Arbitrarily-Structured Data in Relational Databases

This approach is similar to FriendFeed’s schemaless database framework. The key difference is in the data locality.

The goal is not to build an effective schemaless database on top of a relational database, but rather to accomodate for rapidly-evolving relational schemas and reducing the difficult of migrating forward.

Hypothesis

In an evolving relational (SQL) database schema, we store two types of data: Data we will be querying against and data we will be displaying. There is often a subset of display data which will not be used for querying in the foreseeable future, and this is the data whose structure changes most often.

Solution

Store query data and display data separately such that display data is less strictly-structured and thus more easily evolved.

Imagine a standardized table structure where each table has the following columns: id, time_created, time_updated, _data, and additional “index columns”.
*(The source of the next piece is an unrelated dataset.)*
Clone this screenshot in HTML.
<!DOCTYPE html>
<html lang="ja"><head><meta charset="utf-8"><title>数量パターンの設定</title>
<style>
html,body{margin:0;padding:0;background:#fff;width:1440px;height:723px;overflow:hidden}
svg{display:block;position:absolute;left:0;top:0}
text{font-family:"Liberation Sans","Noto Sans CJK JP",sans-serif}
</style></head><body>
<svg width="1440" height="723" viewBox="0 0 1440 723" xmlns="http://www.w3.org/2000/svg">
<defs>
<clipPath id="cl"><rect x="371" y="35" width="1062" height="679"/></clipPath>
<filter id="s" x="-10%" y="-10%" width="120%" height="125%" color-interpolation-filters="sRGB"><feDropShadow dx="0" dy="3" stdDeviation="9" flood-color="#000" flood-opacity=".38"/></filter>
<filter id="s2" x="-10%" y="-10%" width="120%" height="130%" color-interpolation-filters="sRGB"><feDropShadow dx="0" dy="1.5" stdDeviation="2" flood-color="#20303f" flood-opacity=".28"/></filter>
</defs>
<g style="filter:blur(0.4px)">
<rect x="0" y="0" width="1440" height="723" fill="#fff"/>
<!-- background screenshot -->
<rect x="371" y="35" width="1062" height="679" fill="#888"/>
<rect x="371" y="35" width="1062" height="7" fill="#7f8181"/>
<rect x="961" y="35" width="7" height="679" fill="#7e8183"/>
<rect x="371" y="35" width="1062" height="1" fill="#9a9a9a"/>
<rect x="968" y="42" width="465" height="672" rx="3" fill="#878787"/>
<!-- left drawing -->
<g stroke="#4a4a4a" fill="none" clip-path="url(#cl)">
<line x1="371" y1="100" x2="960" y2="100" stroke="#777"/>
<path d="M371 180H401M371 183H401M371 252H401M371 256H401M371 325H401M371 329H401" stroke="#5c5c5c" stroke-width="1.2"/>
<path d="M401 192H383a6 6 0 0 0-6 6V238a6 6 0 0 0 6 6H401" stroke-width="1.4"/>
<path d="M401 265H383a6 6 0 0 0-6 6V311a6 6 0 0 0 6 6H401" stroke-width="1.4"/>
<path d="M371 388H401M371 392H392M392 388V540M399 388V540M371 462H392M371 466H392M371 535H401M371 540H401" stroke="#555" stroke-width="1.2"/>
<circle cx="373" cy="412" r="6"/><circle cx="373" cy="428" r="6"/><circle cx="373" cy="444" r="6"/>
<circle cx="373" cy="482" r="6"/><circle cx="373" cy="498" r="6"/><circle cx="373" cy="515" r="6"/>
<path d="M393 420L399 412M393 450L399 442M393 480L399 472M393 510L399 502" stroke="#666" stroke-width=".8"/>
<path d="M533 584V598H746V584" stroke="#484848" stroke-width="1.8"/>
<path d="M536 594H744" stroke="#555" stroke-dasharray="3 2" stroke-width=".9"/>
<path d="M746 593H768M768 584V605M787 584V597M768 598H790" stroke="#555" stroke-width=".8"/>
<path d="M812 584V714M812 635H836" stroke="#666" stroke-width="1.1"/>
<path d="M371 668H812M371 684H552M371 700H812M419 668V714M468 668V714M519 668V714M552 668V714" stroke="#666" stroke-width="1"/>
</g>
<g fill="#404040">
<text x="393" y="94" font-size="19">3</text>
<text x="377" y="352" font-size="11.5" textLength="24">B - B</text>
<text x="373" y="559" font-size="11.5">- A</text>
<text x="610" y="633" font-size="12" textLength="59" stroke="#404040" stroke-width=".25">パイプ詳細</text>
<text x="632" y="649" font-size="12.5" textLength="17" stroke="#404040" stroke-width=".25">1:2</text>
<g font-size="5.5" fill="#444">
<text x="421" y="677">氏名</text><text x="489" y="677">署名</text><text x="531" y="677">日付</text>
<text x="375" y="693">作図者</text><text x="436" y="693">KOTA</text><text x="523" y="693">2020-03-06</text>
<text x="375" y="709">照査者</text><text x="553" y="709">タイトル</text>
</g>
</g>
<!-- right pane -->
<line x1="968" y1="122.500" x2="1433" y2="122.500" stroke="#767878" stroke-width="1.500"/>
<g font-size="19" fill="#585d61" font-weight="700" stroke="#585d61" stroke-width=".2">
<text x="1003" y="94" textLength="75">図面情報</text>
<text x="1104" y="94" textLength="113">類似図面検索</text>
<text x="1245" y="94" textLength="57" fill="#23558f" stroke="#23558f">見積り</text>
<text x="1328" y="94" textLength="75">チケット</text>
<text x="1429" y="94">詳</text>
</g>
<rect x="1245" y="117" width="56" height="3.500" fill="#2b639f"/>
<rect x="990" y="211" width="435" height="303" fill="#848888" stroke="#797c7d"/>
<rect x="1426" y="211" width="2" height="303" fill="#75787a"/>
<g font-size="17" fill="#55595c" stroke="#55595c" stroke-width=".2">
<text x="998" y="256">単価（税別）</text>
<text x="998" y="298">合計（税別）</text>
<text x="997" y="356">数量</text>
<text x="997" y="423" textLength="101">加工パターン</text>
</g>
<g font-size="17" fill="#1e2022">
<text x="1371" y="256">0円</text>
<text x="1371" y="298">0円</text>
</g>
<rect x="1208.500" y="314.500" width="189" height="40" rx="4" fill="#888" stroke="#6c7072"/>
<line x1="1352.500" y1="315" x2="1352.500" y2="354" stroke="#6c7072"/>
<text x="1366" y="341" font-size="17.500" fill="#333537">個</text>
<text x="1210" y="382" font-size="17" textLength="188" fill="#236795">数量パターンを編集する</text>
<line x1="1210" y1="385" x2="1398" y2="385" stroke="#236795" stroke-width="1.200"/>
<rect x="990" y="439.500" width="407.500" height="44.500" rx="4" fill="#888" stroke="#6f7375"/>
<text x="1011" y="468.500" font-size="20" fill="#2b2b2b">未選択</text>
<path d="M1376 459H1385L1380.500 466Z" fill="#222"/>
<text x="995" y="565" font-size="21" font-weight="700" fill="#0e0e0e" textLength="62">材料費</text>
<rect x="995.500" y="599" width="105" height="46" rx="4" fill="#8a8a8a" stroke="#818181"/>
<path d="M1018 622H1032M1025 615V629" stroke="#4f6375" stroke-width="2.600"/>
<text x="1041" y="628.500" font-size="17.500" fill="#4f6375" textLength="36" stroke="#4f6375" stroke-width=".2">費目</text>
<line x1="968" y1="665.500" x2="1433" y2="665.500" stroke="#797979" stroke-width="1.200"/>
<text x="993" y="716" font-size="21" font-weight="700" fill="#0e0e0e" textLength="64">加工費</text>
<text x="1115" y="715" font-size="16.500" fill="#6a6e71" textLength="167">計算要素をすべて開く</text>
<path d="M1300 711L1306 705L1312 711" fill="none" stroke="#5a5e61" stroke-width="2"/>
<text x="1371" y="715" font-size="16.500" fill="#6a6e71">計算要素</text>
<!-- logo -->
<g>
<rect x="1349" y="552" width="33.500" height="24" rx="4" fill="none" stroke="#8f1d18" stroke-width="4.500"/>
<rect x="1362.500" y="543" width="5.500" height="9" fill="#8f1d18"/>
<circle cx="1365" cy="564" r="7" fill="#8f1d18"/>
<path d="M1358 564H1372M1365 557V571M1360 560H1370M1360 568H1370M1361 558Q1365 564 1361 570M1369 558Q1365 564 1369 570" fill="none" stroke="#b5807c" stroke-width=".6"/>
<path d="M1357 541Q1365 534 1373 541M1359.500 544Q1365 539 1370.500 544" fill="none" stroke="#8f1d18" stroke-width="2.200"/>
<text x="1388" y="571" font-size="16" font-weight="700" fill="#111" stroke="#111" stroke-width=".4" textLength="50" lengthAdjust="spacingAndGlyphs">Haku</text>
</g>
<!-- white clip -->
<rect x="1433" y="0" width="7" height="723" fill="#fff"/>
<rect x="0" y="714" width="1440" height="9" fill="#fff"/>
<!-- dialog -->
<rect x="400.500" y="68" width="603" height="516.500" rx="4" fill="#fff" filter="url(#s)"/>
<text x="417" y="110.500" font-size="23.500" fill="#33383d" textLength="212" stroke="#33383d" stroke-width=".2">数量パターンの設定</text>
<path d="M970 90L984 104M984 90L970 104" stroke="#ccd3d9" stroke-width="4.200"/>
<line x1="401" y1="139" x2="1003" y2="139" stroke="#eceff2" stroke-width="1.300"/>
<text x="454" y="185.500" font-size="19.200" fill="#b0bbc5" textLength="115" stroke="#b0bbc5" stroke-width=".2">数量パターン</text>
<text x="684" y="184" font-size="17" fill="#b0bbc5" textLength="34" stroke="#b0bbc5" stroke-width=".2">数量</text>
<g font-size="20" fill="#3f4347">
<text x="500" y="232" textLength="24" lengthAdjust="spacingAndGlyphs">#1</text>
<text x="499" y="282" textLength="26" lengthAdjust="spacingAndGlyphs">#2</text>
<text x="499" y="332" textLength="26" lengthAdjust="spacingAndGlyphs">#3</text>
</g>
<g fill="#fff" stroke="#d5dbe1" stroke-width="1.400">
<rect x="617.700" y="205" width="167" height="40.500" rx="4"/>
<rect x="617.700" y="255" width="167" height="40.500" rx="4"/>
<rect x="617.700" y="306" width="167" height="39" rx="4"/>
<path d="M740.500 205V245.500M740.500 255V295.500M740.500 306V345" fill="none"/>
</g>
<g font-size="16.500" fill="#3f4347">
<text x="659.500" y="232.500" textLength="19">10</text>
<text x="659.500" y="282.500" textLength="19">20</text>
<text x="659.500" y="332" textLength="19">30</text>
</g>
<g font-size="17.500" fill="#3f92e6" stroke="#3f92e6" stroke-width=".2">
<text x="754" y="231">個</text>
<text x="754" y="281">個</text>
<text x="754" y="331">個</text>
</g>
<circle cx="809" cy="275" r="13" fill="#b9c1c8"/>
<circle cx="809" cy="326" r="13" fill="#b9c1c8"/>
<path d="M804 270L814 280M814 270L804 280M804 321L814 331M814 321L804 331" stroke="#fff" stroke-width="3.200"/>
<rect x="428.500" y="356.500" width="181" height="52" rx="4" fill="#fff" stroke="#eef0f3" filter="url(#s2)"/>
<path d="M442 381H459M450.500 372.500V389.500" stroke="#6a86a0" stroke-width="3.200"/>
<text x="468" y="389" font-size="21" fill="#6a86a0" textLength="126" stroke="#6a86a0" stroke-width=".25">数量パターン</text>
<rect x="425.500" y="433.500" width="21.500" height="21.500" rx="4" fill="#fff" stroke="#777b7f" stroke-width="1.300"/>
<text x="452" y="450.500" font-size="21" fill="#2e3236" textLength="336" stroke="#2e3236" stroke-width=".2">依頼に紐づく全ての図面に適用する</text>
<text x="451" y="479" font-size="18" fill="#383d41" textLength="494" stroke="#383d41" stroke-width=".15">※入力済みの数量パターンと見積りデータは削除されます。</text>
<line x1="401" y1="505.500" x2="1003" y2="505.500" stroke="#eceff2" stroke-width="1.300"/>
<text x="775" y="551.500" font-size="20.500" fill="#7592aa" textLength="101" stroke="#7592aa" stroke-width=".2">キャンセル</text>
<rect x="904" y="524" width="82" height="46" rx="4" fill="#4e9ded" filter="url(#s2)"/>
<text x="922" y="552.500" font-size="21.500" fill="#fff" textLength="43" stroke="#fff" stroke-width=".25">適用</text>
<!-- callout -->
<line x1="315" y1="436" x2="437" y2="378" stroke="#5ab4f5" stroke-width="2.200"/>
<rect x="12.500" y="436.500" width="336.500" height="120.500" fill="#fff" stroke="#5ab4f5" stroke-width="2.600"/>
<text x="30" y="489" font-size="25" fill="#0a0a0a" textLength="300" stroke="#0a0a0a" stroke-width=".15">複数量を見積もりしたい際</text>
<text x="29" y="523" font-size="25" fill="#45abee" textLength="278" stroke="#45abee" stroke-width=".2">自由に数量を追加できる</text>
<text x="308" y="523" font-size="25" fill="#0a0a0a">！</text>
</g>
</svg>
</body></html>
The _data column contains a dictionary of arbitrary data serialized into JSON (or could be zlib-compressed Pickle if it were Python-specific). Index columns are columns which you query against.

Example

A typical user table might have the following columns (using an SQLAlchemy declarative model):

class User(Model):

    id = Column(types.Integer, primary_key=True)
    time_created = Column(types.DateTime, default=datetime.now, nullable=False)
    time_updated = Column(types.DateTime, onupdate=datetime.now)

    is_admin = Column(types.Boolean, default=False, nullable=False)

    email = Column(types.String(255), nullable=False, index=True, unique=True)
    display_name = Column(types.String(64))

    password_hash = Column(types.String(40), nullable=False)
    password_salt = Column(types.String(8), nullable=False)

In our example, this table will have two types of queries:

-- Load the user object from the current session (where we store the user_id)
SELECT * FROM user WHERE id = :user_id;

-- Check the given password against the email address, for login
SELECT password_hash, password_salt FROM user WHERE email = :user_email;

In the schemaless model, the table would look like this:

class User(SchemalessModel):

    id = Column(types.Integer, primary_key=True)
    time_created = Column(types.DateTime, default=datetime.now, nullable=False)
    time_updated = Column(types.DateTime, onupdate=datetime.now)
    _data = Column(types.JSON)

    email = Column(types.String(255), nullable=False, index=True, unique=True)

Where the _data column would contain data like this:

{
    "display_name": "Andrey Petrov",
    "is_admin": 1,
    "password_hash": "cSKSsy315E4EroxeDQrsxjTb6ijBxxbK",
    "password_salt": "vS5Otm",
}

And perhaps we would build a framework on top of SQLAlchemy which would let us access columns as user.display_name or user.email regardless whether it’s an extracted indexed property or a buried _data element.

Process: Adding an index

Build a table with just a free-structure _data field.
Determine queries, extract relevant properties into indexed columns:
1. ALTER TABLE to add the column
2. Run full-scan query to populate new column with data
3. Add relevant index onto said column
4. Deprecate property from _data (optional, we could just assume that proper columns always supercede _data attributes)

Concerns

Adding an index may affect database performance during the process, due to the data locality. With FriendFeed’s approach, the indices are stored in their own tables which could even be sharded across databases, so this removes any performance concerns during schema transitions. On the other hand, FriendFeed’s approach reduces data locality which increases the number of joins required to get desired data, and also reduces the semantic meaning of the tables thus making queries more complex.
Performing unexpected demographic analysis on large datasets would be much slower if the fields are stored in _data (such as age, gender, etc) since it would require a full table scan instead of an in-database aggregate query.
Parsing and storing the _data dictionary has some performance implications, too. cPickle is best for parsing performance, perhaps zlib-compressed cPickle is best for data size and parsing performance tradeoff, but no portability beyond Python. zlib-compressed JSON reduces data size and is portable across languages, but increases parsing time. Also, this could be done natively for PostgreSQL using HSTORE (via jek)
Tracking mutability is important, potentially hard to do elegantly.